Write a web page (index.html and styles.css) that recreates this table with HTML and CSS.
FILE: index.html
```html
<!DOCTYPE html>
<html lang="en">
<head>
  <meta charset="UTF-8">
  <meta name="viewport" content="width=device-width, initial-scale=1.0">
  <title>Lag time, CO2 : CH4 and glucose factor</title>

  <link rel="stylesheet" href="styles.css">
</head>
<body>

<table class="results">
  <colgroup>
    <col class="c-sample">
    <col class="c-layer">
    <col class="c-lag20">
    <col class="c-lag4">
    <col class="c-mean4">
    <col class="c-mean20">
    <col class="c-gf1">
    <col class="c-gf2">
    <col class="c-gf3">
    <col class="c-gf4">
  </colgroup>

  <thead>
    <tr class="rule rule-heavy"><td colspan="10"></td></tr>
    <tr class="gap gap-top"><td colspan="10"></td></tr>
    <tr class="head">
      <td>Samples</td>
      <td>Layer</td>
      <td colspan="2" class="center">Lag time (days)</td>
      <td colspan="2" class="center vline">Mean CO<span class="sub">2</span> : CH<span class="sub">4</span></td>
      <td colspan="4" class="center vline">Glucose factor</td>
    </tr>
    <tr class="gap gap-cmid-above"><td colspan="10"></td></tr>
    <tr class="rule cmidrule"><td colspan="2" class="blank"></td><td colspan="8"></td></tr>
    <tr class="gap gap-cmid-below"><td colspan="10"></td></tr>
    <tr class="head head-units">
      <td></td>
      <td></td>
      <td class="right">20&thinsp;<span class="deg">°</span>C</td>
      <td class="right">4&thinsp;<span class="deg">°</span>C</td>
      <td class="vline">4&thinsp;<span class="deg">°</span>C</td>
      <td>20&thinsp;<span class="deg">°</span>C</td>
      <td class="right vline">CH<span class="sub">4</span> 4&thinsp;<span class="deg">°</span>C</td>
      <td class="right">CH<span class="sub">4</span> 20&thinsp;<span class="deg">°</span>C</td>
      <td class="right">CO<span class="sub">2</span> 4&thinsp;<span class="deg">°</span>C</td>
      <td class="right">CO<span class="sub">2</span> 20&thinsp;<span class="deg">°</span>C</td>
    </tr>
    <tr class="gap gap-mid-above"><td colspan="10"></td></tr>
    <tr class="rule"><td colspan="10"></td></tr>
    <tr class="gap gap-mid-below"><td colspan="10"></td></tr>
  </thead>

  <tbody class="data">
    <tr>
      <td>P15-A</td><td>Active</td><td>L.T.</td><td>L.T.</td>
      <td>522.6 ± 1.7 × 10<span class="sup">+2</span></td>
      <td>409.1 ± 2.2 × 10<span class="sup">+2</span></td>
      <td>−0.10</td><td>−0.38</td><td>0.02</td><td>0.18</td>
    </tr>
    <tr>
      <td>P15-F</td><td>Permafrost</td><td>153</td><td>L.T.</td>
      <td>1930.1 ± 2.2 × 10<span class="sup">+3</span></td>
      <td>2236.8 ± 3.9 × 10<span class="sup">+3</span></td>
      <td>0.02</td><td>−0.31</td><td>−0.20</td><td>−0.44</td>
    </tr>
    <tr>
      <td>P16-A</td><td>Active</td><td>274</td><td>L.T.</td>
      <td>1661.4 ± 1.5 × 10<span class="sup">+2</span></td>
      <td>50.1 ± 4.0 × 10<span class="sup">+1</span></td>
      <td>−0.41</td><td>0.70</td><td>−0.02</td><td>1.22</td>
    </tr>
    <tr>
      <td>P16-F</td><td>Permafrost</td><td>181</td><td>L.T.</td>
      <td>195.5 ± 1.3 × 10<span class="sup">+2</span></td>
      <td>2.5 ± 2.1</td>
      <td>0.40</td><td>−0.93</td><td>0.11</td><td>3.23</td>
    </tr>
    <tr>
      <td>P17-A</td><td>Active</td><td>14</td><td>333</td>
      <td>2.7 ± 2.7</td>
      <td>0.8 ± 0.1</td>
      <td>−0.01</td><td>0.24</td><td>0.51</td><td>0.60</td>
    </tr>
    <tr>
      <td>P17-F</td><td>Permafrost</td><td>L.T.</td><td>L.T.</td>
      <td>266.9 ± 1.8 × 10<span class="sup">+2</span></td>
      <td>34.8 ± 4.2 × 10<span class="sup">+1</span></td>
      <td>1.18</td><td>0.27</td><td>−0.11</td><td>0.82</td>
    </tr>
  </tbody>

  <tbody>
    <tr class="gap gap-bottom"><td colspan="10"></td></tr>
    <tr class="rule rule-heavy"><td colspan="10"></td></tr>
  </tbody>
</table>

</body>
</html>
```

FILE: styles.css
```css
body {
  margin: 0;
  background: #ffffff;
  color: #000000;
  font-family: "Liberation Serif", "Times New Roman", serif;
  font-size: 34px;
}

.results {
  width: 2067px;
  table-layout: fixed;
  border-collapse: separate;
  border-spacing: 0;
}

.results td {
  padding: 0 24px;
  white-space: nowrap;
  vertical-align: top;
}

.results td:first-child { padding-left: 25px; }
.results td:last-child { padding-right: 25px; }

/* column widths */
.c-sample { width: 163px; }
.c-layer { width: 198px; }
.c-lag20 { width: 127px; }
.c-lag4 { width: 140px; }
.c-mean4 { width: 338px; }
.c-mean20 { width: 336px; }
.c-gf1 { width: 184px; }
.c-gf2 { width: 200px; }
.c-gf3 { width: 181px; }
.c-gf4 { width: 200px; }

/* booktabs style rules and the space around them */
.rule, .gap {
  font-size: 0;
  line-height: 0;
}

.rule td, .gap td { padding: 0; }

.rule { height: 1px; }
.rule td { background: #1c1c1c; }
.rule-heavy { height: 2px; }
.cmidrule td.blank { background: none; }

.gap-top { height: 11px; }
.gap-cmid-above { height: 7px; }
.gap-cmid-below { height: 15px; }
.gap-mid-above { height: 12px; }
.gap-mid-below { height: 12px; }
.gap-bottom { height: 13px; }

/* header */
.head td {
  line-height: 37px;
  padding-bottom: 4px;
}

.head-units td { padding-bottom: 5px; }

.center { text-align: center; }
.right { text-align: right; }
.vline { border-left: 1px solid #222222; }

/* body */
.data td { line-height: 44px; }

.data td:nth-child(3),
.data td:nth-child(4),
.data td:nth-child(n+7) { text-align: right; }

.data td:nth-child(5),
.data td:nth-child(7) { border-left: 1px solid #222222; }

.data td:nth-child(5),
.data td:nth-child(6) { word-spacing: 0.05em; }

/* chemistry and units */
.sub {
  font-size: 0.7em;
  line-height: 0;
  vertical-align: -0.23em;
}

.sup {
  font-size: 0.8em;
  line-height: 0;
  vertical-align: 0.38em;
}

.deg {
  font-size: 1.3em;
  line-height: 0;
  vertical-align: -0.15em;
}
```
------
WHAT TO PRODUCE: Return every line of the material exactly.

TASK ANSWER:
Write a web page (index.html and styles.css) that recreates this table with HTML and CSS.
FILE: index.html
```html
<!DOCTYPE html>
<html lang="en">
<head>
  <meta charset="UTF-8">
  <meta name="viewport" content="width=device-width, initial-scale=1.0">
  <title>Lag time, CO2 : CH4 and glucose factor</title>

  <link rel="stylesheet" href="styles.css">
</head>
<body>

<table class="results">
  <colgroup>
    <col class="c-sample">
    <col class="c-layer">
    <col class="c-lag20">
    <col class="c-lag4">
    <col class="c-mean4">
    <col class="c-mean20">
    <col class="c-gf1">
    <col class="c-gf2">
    <col class="c-gf3">
    <col class="c-gf4">
  </colgroup>

  <thead>
    <tr class="rule rule-heavy"><td colspan="10"></td></tr>
    <tr class="gap gap-top"><td colspan="10"></td></tr>
    <tr class="head">
      <td>Samples</td>
      <td>Layer</td>
      <td colspan="2" class="center">Lag time (days)</td>
      <td colspan="2" class="center vline">Mean CO<span class="sub">2</span> : CH<span class="sub">4</span></td>
      <td colspan="4" class="center vline">Glucose factor</td>
    </tr>
    <tr class="gap gap-cmid-above"><td colspan="10"></td></tr>
    <tr class="rule cmidrule"><td colspan="2" class="blank"></td><td colspan="8"></td></tr>
    <tr class="gap gap-cmid-below"><td colspan="10"></td></tr>
    <tr class="head head-units">
      <td></td>
      <td></td>
      <td class="right">20&thinsp;<span class="deg">°</span>C</td>
      <td class="right">4&thinsp;<span class="deg">°</span>C</td>
      <td class="vline">4&thinsp;<span class="deg">°</span>C</td>
      <td>20&thinsp;<span class="deg">°</span>C</td>
      <td class="right vline">CH<span class="sub">4</span> 4&thinsp;<span class="deg">°</span>C</td>
      <td class="right">CH<span class="sub">4</span> 20&thinsp;<span class="deg">°</span>C</td>
      <td class="right">CO<span class="sub">2</span> 4&thinsp;<span class="deg">°</span>C</td>
      <td class="right">CO<span class="sub">2</span> 20&thinsp;<span class="deg">°</span>C</td>
    </tr>
    <tr class="gap gap-mid-above"><td colspan="10"></td></tr>
    <tr class="rule"><td colspan="10"></td></tr>
    <tr class="gap gap-mid-below"><td colspan="10"></td></tr>
  </thead>

  <tbody class="data">
    <tr>
      <td>P15-A</td><td>Active</td><td>L.T.</td><td>L.T.</td>
      <td>522.6 ± 1.7 × 10<span class="sup">+2</span></td>
      <td>409.1 ± 2.2 × 10<span class="sup">+2</span></td>
      <td>−0.10</td><td>−0.38</td><td>0.02</td><td>0.18</td>
    </tr>
    <tr>
      <td>P15-F</td><td>Permafrost</td><td>153</td><td>L.T.</td>
      <td>1930.1 ± 2.2 × 10<span class="sup">+3</span></td>
      <td>2236.8 ± 3.9 × 10<span class="sup">+3</span></td>
      <td>0.02</td><td>−0.31</td><td>−0.20</td><td>−0.44</td>
    </tr>
    <tr>
      <td>P16-A</td><td>Active</td><td>274</td><td>L.T.</td>
      <td>1661.4 ± 1.5 × 10<span class="sup">+2</span></td>
      <td>50.1 ± 4.0 × 10<span class="sup">+1</span></td>
      <td>−0.41</td><td>0.70</td><td>−0.02</td><td>1.22</td>
    </tr>
    <tr>
      <td>P16-F</td><td>Permafrost</td><td>181</td><td>L.T.</td>
      <td>195.5 ± 1.3 × 10<span class="sup">+2</span></td>
      <td>2.5 ± 2.1</td>
      <td>0.40</td><td>−0.93</td><td>0.11</td><td>3.23</td>
    </tr>
    <tr>
      <td>P17-A</td><td>Active</td><td>14</td><td>333</td>
      <td>2.7 ± 2.7</td>
      <td>0.8 ± 0.1</td>
      <td>−0.01</td><td>0.24</td><td>0.51</td><td>0.60</td>
    </tr>
    <tr>
      <td>P17-F</td><td>Permafrost</td><td>L.T.</td><td>L.T.</td>
      <td>266.9 ± 1.8 × 10<span class="sup">+2</span></td>
      <td>34.8 ± 4.2 × 10<span class="sup">+1</span></td>
      <td>1.18</td><td>0.27</td><td>−0.11</td><td>0.82</td>
    </tr>
  </tbody>

  <tbody>
    <tr class="gap gap-bottom"><td colspan="10"></td></tr>
    <tr class="rule rule-heavy"><td colspan="10"></td></tr>
  </tbody>
</table>

</body>
</html>
```

FILE: styles.css
```css
body {
  margin: 0;
  background: #ffffff;
  color: #000000;
  font-family: "Liberation Serif", "Times New Roman", serif;
  font-size: 34px;
}

.results {
  width: 2067px;
  table-layout: fixed;
  border-collapse: separate;
  border-spacing: 0;
}

.results td {
  padding: 0 24px;
  white-space: nowrap;
  vertical-align: top;
}

.results td:first-child { padding-left: 25px; }
.results td:last-child { padding-right: 25px; }

/* column widths */
.c-sample { width: 163px; }
.c-layer { width: 198px; }
.c-lag20 { width: 127px; }
.c-lag4 { width: 140px; }
.c-mean4 { width: 338px; }
.c-mean20 { width: 336px; }
.c-gf1 { width: 184px; }
.c-gf2 { width: 200px; }
.c-gf3 { width: 181px; }
.c-gf4 { width: 200px; }

/* booktabs style rules and the space around them */
.rule, .gap {
  font-size: 0;
  line-height: 0;
}

.rule td, .gap td { padding: 0; }

.rule { height: 1px; }
.rule td { background: #1c1c1c; }
.rule-heavy { height: 2px; }
.cmidrule td.blank { background: none; }

.gap-top { height: 11px; }
.gap-cmid-above { height: 7px; }
.gap-cmid-below { height: 15px; }
.gap-mid-above { height: 12px; }
.gap-mid-below { height: 12px; }
.gap-bottom { height: 13px; }

/* header */
.head td {
  line-height: 37px;
  padding-bottom: 4px;
}

.head-units td { padding-bottom: 5px; }

.center { text-align: center; }
.right { text-align: right; }
.vline { border-left: 1px solid #222222; }

/* body */
.data td { line-height: 44px; }

.data td:nth-child(3),
.data td:nth-child(4),
.data td:nth-child(n+7) { text-align: right; }

.data td:nth-child(5),
.data td:nth-child(7) { border-left: 1px solid #222222; }

.data td:nth-child(5),
.data td:nth-child(6) { word-spacing: 0.05em; }

/* chemistry and units */
.sub {
  font-size: 0.7em;
  line-height: 0;
  vertical-align: -0.23em;
}

.sup {
  font-size: 0.8em;
  line-height: 0;
  vertical-align: 0.38em;
}

.deg {
  font-size: 1.3em;
  line-height: 0;
  vertical-align: -0.15em;
}
```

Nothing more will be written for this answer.